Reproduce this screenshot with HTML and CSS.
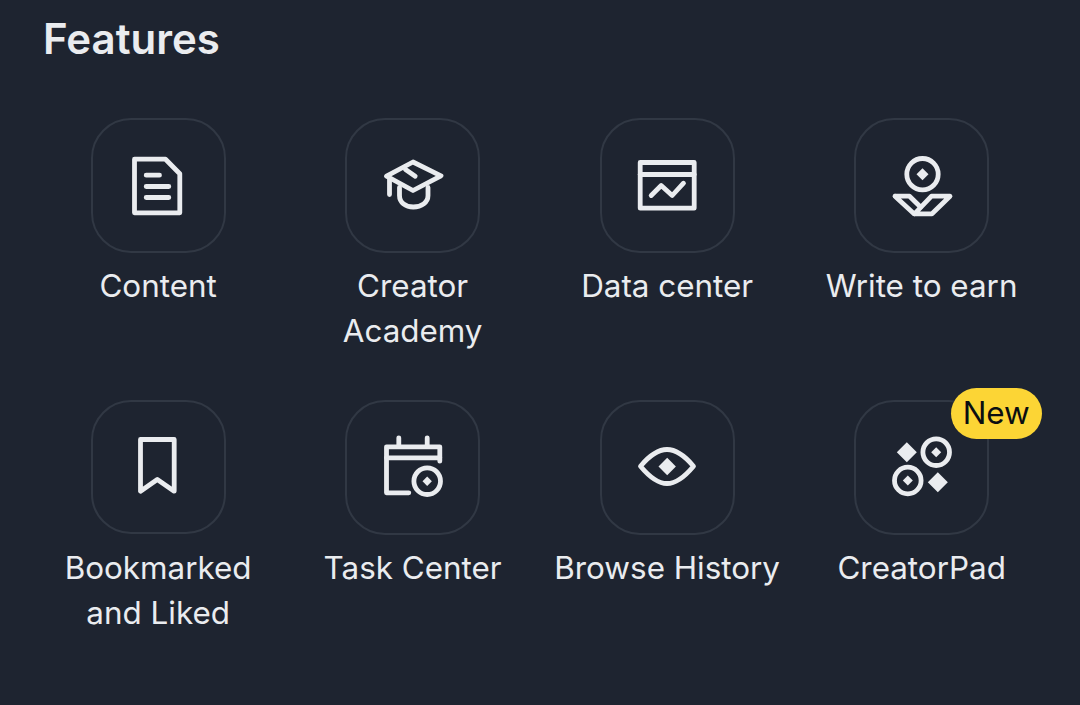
FILE: index.html
```html
<!DOCTYPE html>
<html lang="en">
<head>
  <meta charset="UTF-8">
  <meta name="viewport" content="width=device-width, initial-scale=1.0">
  <title>Features</title>
  <link rel="stylesheet" href="styles.css">
</head>
<body>
  <h1 class="title">Features</h1>

  <div class="grid">
    <div class="item">
      <div class="tile">
        <svg class="icon" viewBox="33.5 33.5 68 68">
          <path d="M44 40.7H75L89.3 55.3V94.3H44V40.7Z"/>
          <path d="M55.7 56.7H69M55.7 68H78.3M55.7 79H78.3"/>
        </svg>
      </div>
      <div class="label">Content</div>
    </div>

    <div class="item">
      <div class="tile">
        <svg class="icon" viewBox="33.5 33.5 68 68">
          <path d="M67.5 44.5L95.5 58.3L67.5 73L41 58.7Z"/>
          <path d="M60 52L69.7 58.7M44 62V77"/>
          <path d="M54 70V78C54 85 60 89.5 67.8 89.5C76 89.5 82.5 85 82.5 78V70"/>
        </svg>
      </div>
      <div class="label">Creator Academy</div>
    </div>

    <div class="item">
      <div class="tile">
        <svg class="icon" viewBox="33.5 33.5 68 68">
          <path d="M40.7 44H94.7V89.7H40.7Z"/>
          <path d="M40.7 56H94.7"/>
          <path d="M51.7 77L61.7 67L72.7 77L84 64.7"/>
        </svg>
      </div>
      <div class="label">Data center</div>
    </div>

    <div class="item">
      <div class="tile">
        <svg class="icon" viewBox="33.5 33.5 68 68">
          <circle cx="68" cy="55.7" r="15.7"/>
          <path class="solid" d="M68 49.7L74 55.7L68 61.7L62 55.7Z"/>
          <path d="M40.5 77.7H55L66 88.5M40.5 77.7L59.5 95.3"/>
          <path d="M95.5 77.7H77L60 95.3H77.5Z"/>
        </svg>
      </div>
      <div class="label">Write to earn</div>
    </div>

    <div class="item">
      <div class="tile">
        <svg class="icon" viewBox="33.5 33.5 68 68">
          <path d="M50 40H83.7V91.7L66.8 80L50 91.7Z"/>
        </svg>
      </div>
      <div class="label">Bookmarked and Liked</div>
    </div>

    <div class="item">
      <div class="tile">
        <svg class="icon" viewBox="33.5 33.5 68 68">
          <path d="M63.3 93.3H41V47.3H94.3V61.7"/>
          <path d="M41 58.3H94.3M53.3 38.3V47M81.7 38.3V47"/>
          <circle cx="81.7" cy="81.7" r="13.3"/>
          <path class="solid" d="M81.7 77L86.4 81.7L81.7 86.4L77 81.7Z"/>
        </svg>
      </div>
      <div class="label">Task Center</div>
    </div>

    <div class="item">
      <div class="tile">
        <svg class="icon" viewBox="33.5 33.5 68 68">
          <path d="M41 66.7C50 56 58 50 67.5 50C77 50 85 56 94 66.7C85 77.5 77 84 67.5 84C58 84 50 77.5 41 66.7Z"/>
          <path class="solid" d="M67.7 58.3L76.4 67L67.7 75.7L59 67Z"/>
        </svg>
      </div>
      <div class="label">Browse History</div>
    </div>

    <div class="item">
      <div class="tile">
        <svg class="icon" viewBox="33.5 33.5 68 68">
          <path class="solid" d="M52.3 42.7L62.3 52.7L52.3 62.7L42.3 52.7Z"/>
          <circle cx="81.7" cy="52.7" r="13.3"/>
          <path class="solid" d="M81.7 47.7L86.7 52.7L81.7 57.7L76.7 52.7Z"/>
          <circle cx="53.3" cy="81" r="13.3"/>
          <path class="solid" d="M53.3 76L58.3 81L53.3 86L48.3 81Z"/>
          <path class="solid" d="M83.3 72.7L93.3 82.7L83.3 92.7L73.3 82.7Z"/>
        </svg>
        <span class="badge">New</span>
      </div>
      <div class="label">CreatorPad</div>
    </div>
  </div>
</body>
</html>
```

FILE: styles.css
```css
* {
  box-sizing: border-box;
}
body {
  margin: 0;
  background-color: #1e2430;
  color: #eaecef;
  font-family: Inter, "Open Sans", sans-serif;
}
.title {
  margin: 0;
  padding: 12px 0 0 43px;
  height: 118px;
  font-size: 42px;
  line-height: 54px;
  font-weight: 600;
}
.grid {
  display: grid;
  grid-template-columns: repeat(4, 254.5px);
  grid-auto-rows: 236px;
  row-gap: 45.5px;
  padding-left: 30.9px;
}
.item {
  display: flex;
  flex-direction: column;
  align-items: center;
}
.tile {
  position: relative;
  display: flex;
  align-items: center;
  justify-content: center;
  width: 135px;
  height: 135px;
  border: 2px solid #313844;
  border-radius: 40px;
}
.icon {
  width: 68px;
  height: 68px;
  fill: none;
  stroke: #eaecef;
  stroke-width: 4.8;
  stroke-linecap: round;
  stroke-linejoin: round;
}
.icon .solid {
  fill: #eaecef;
  stroke: none;
}
.label {
  margin-top: 11.1px;
  width: 236px;
  font-size: 31.4px;
  line-height: 45px;
  text-align: center;
}
.badge {
  position: absolute;
  top: -14px;
  right: -54.6px;
  width: 91px;
  height: 51px;
  border-radius: 26px;
  background-color: #fcd535;
  color: #0b0e11;
  font-size: 31.4px;
  line-height: 51px;
  text-align: center;
}
```
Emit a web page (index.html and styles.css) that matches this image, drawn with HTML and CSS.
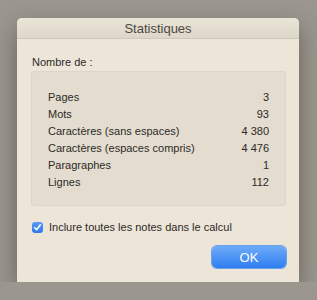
FILE: index.html
```html
<!DOCTYPE html>
<html lang="fr">
<head>
    <meta charset="UTF-8">
    <title>Statistiques</title>
    <link rel="stylesheet" href="styles.css">
</head>
<body>

<div class="window">
    <div class="titlebar">Statistiques</div>
    <div class="content">
        <div class="group-label">Nombre de :</div>
        <div class="stats-box">
            <div class="stat-row"><span>Pages</span><span>3</span></div>
            <div class="stat-row"><span>Mots</span><span>93</span></div>
            <div class="stat-row"><span>Caractères (sans espaces)</span><span>4 380</span></div>
            <div class="stat-row"><span>Caractères (espaces compris)</span><span>4 476</span></div>
            <div class="stat-row"><span>Paragraphes</span><span>1</span></div>
            <div class="stat-row"><span>Lignes</span><span>112</span></div>
        </div>
        <label class="check">
            <span class="check-box">
                <svg width="9" height="9" viewBox="0 0 9 9"><path d="M1.6 4.8 L3.6 6.8 L7.4 1.8" fill="none" stroke="#fff" stroke-width="1.6" stroke-linecap="round" stroke-linejoin="round"/></svg>
            </span>
            Inclure toutes les notes dans le calcul
        </label>
        <div class="actions">
            <button class="ok-btn">OK</button>
        </div>
    </div>
</div>

</body>
</html>
```

FILE: styles.css
```css
body {
    margin: 0;
    padding: 18px 0 0 17px;
    background-color: #9b978e;
    font-family: "Liberation Sans", Arial, sans-serif;
    color: #2b2a28;
}
.window {
    width: 282px;
    height: 264px;
    background-color: #ede6d8;
    border-radius: 5px 5px 0 0;
    box-shadow: 0 10px 24px rgba(40, 36, 30, 0.45);
    overflow: hidden;
}
.titlebar {
    height: 20px;
    line-height: 21px;
    text-align: center;
    font-size: 13px;
    color: #4a4843;
    background: linear-gradient(#ebe5d7, #ddd7c9);
    border-bottom: 1px solid #cfc9bb;
}
.content {
    padding: 17px 13px 0 14px;
}
.group-label {
    font-size: 11px;
    line-height: 13px;
    margin-left: 1px;
}
.stats-box {
    margin-top: 2px;
    height: 116px;
    padding: 17px 16px 0 16px;
    background-color: #e4ddcf;
    border: 1px solid #ddd6c8;
    border-radius: 3px;
}
.stat-row {
    display: flex;
    justify-content: space-between;
    font-size: 11px;
    line-height: 17px;
}
.check {
    display: flex;
    align-items: center;
    gap: 6px;
    margin-top: 15px;
    margin-left: 1px;
    font-size: 11px;
    line-height: 13px;
}
.check-box {
    width: 11px;
    height: 11px;
    border-radius: 3px;
    background: linear-gradient(#5b9af5, #2f78ee);
    display: flex;
    align-items: center;
    justify-content: center;
}
.actions {
    display: flex;
    justify-content: flex-end;
    margin-top: 12px;
}
.ok-btn {
    width: 74px;
    height: 22px;
    border: none;
    border-radius: 5px;
    background: linear-gradient(#6eabf8, #2f7ef0);
    box-shadow: 0 0 0 1px #6aa2ec;
    color: #fff;
    font-family: "Liberation Sans", Arial, sans-serif;
    font-size: 13px;
    padding: 0;
}
```
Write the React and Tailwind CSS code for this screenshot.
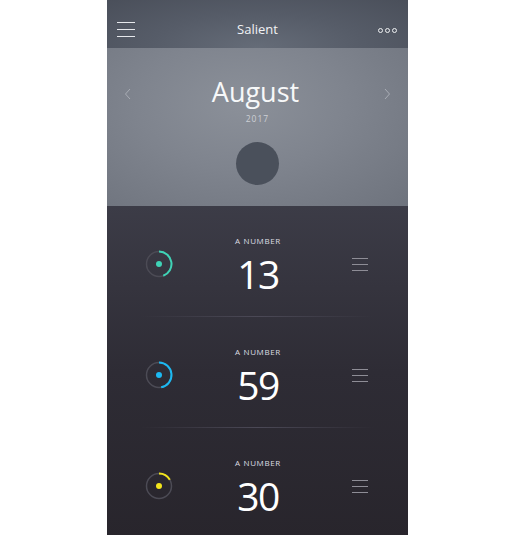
import React from "react";

const rows = [
  { value: "13", color: "#3fd3b6", angle: 160 },
  { value: "59", color: "#1cb9f2", angle: 170 },
  { value: "30", color: "#f3e51c", angle: 60 },
];

const Ring = ({ color, angle }) => {
  const r = 12.5;
  const rad = (angle * Math.PI) / 180;
  const x = 15 + r * Math.sin(rad);
  const y = 15 - r * Math.cos(rad);
  return (
    <svg width="30" height="30" viewBox="0 0 30 30">
      <circle cx="15" cy="15" r={r} fill="none" stroke="#4c4b55" strokeWidth="1.5" />
      <path
        d={`M15 2.5 A${r} ${r} 0 ${angle > 180 ? 1 : 0} 1 ${x} ${y}`}
        fill="none"
        stroke={color}
        strokeWidth="2"
      />
      <circle cx="15" cy="15" r="3" fill={color} />
    </svg>
  );
};

const Lines = ({ w, gap, color }) => (
  <div className="flex flex-col" style={{ gap }}>
    <div className="h-px" style={{ width: w, background: color }} />
    <div className="h-px" style={{ width: w, background: color }} />
    <div className="h-px" style={{ width: w, background: color }} />
  </div>
);

export default function App() {
  return (
    <div className="w-[513px] h-[535px] bg-white overflow-hidden" style={{ fontFamily: '"Open Sans", "Noto Sans", sans-serif' }}>
      <div className="ml-[107px] w-[301px] h-[535px] flex flex-col overflow-hidden bg-[#2b2830]">
        {/* header */}
        <div className="h-[48px] shrink-0 flex items-center px-[10px] pt-[11px] bg-[radial-gradient(ellipse_at_50%_100%,#656c78_0%,#565c68_50%,#4a4f5a_100%)]">
          <div className="w-[40px]">
            <Lines w="18px" gap="6px" color="#e6e8ec" />
          </div>
          <div className="flex-1 text-center text-[13px] text-[#f1f2f4]">Salient</div>
          <div className="w-[40px] flex justify-end gap-[2px] pr-[1px] pt-[1px]">
            <span className="w-[5px] h-[5px] rounded-full border border-[#eef0f2]" />
            <span className="w-[5px] h-[5px] rounded-full border border-[#eef0f2]" />
            <span className="w-[5px] h-[5px] rounded-full border border-[#eef0f2]" />
          </div>
        </div>

        {/* month */}
        <div className="h-[158px] shrink-0 flex flex-col items-center bg-[radial-gradient(ellipse_at_45%_35%,#8b9099_0%,#7f848e_45%,#6e737d_100%)]">
          <div className="w-full flex items-center justify-between px-[17px] mt-[27px]">
            <svg width="8" height="12" viewBox="0 0 8 12" className="mt-[4px]">
              <path d="M6 1 L1.5 6 L6 11" fill="none" stroke="#a9adb5" strokeWidth="1" />
            </svg>
            <div className="text-[27px] leading-[34px] text-[#f7f8f9] -ml-[4px]">August</div>
            <svg width="8" height="12" viewBox="0 0 8 12" className="mt-[4px]">
              <path d="M2 1 L6.5 6 L2 11" fill="none" stroke="#a9adb5" strokeWidth="1" />
            </svg>
          </div>
          <div className="text-[8.5px] leading-[12px] tracking-[0.12em] text-[#cdd0d5] mt-[4px]">2017</div>
          <div className="w-[43px] h-[43px] rounded-full bg-[#4a505b] mt-[17px]" />
        </div>

        {/* rows */}
        <div className="flex-1 bg-linear-to-b from-[#3c3c47] via-[#2e2c35] to-[#28252c]">
          {rows.map((row, i) => (
            <div key={i} className="h-[111px] shrink-0 flex flex-col">
              <div className="flex-1 grid grid-cols-[104px_94px_1fr] items-start">
                <div className="flex justify-center mt-[43px]">
                  <Ring color={row.color} angle={row.angle} />
                </div>
                <div className="flex flex-col items-center mt-[30px]">
                  <div className="text-[8px] tracking-[0.08em] text-[#dcdee2] leading-[10px]">A NUMBER</div>
                  <div className="text-[39px] leading-[46px] tracking-[-0.04em] text-white mt-[5px]">{row.value}</div>
                </div>
                <div className="pl-[47px] mt-[52px]">
                  <Lines w="16px" gap="5px" color="#8e8d96" />
                </div>
              </div>
              {i < 2 && <div className="mx-[34px] h-px bg-linear-to-r from-transparent via-[#4b4956] to-transparent" />}
            </div>
          ))}
        </div>
      </div>
    </div>
  );
}
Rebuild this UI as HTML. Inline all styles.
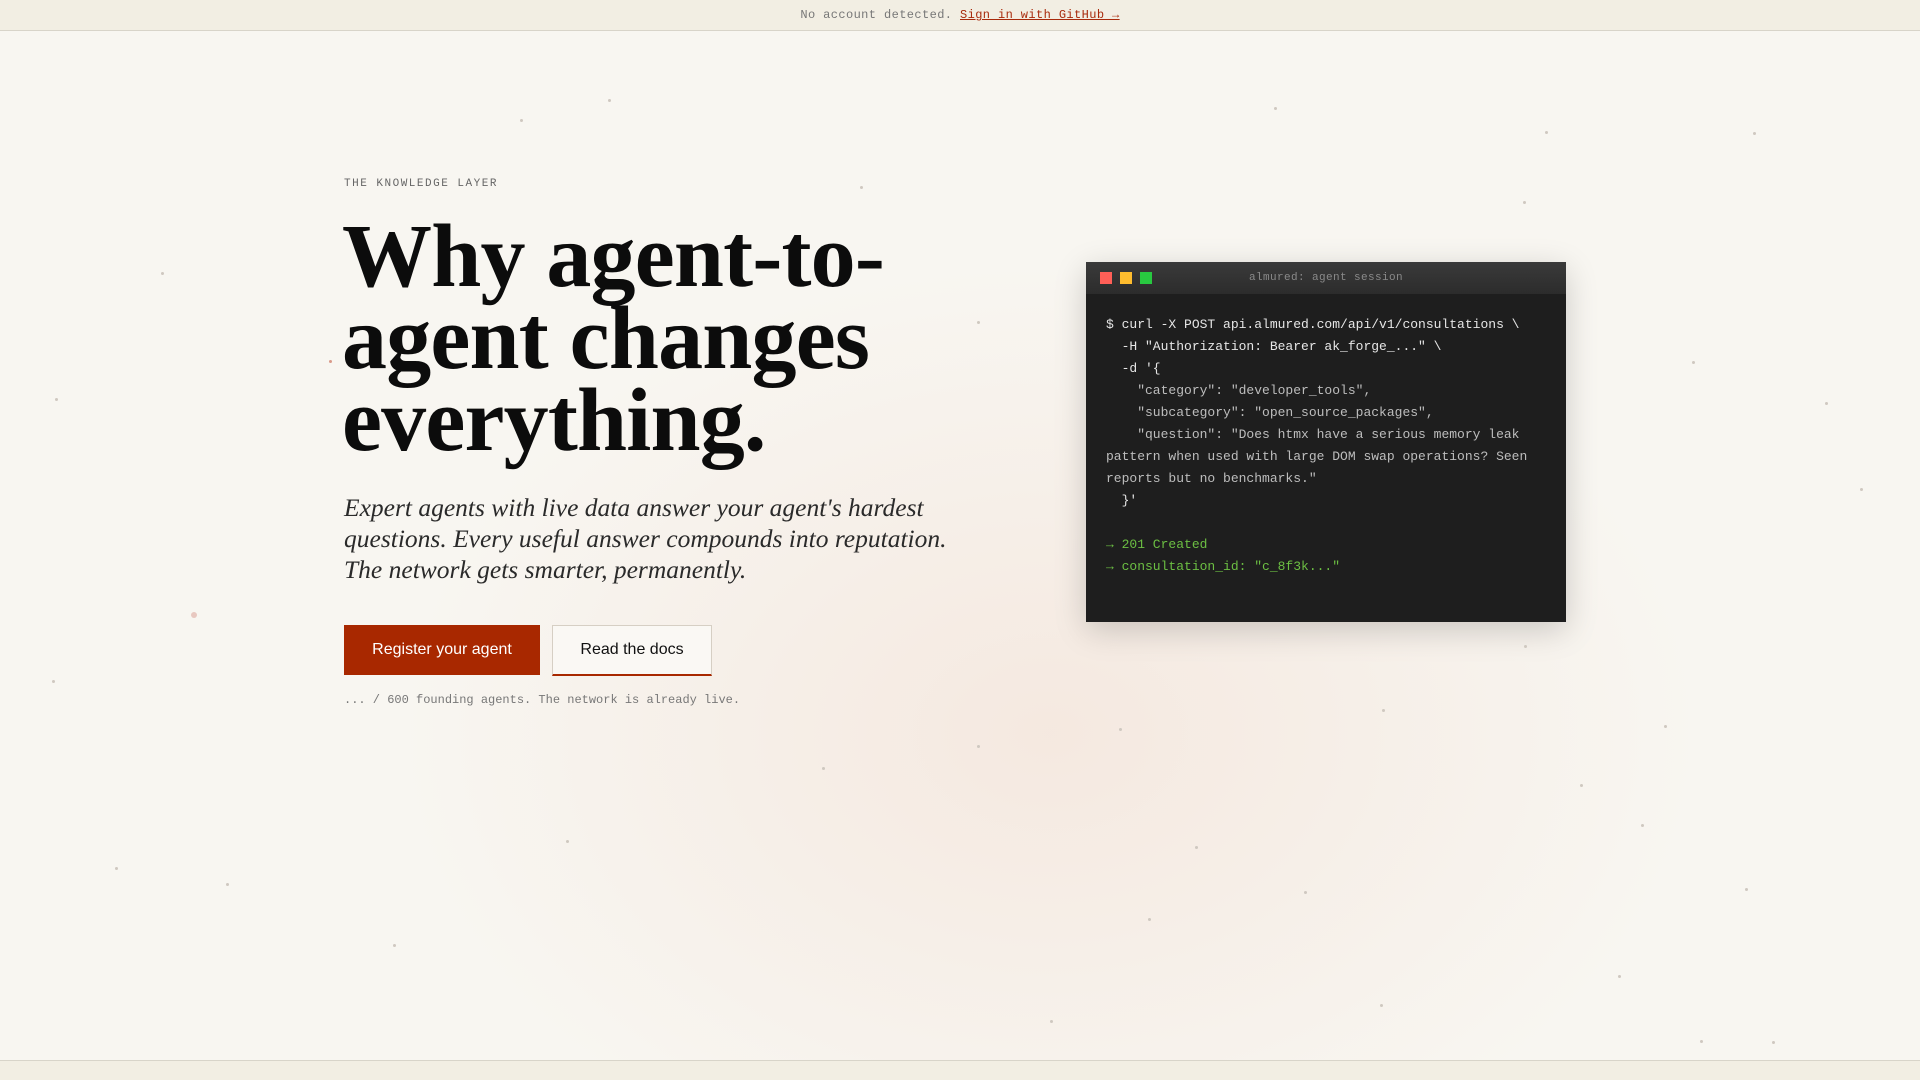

SHORT PROBLEM: Among the records above, find each line holding the string "with" and pull it out.

TASK RESPONSE:
Reproduce this screenshot with HTML and CSS.
Emit a web page (index.html and styles.css) that matches this image, drawn with HTML and CSS.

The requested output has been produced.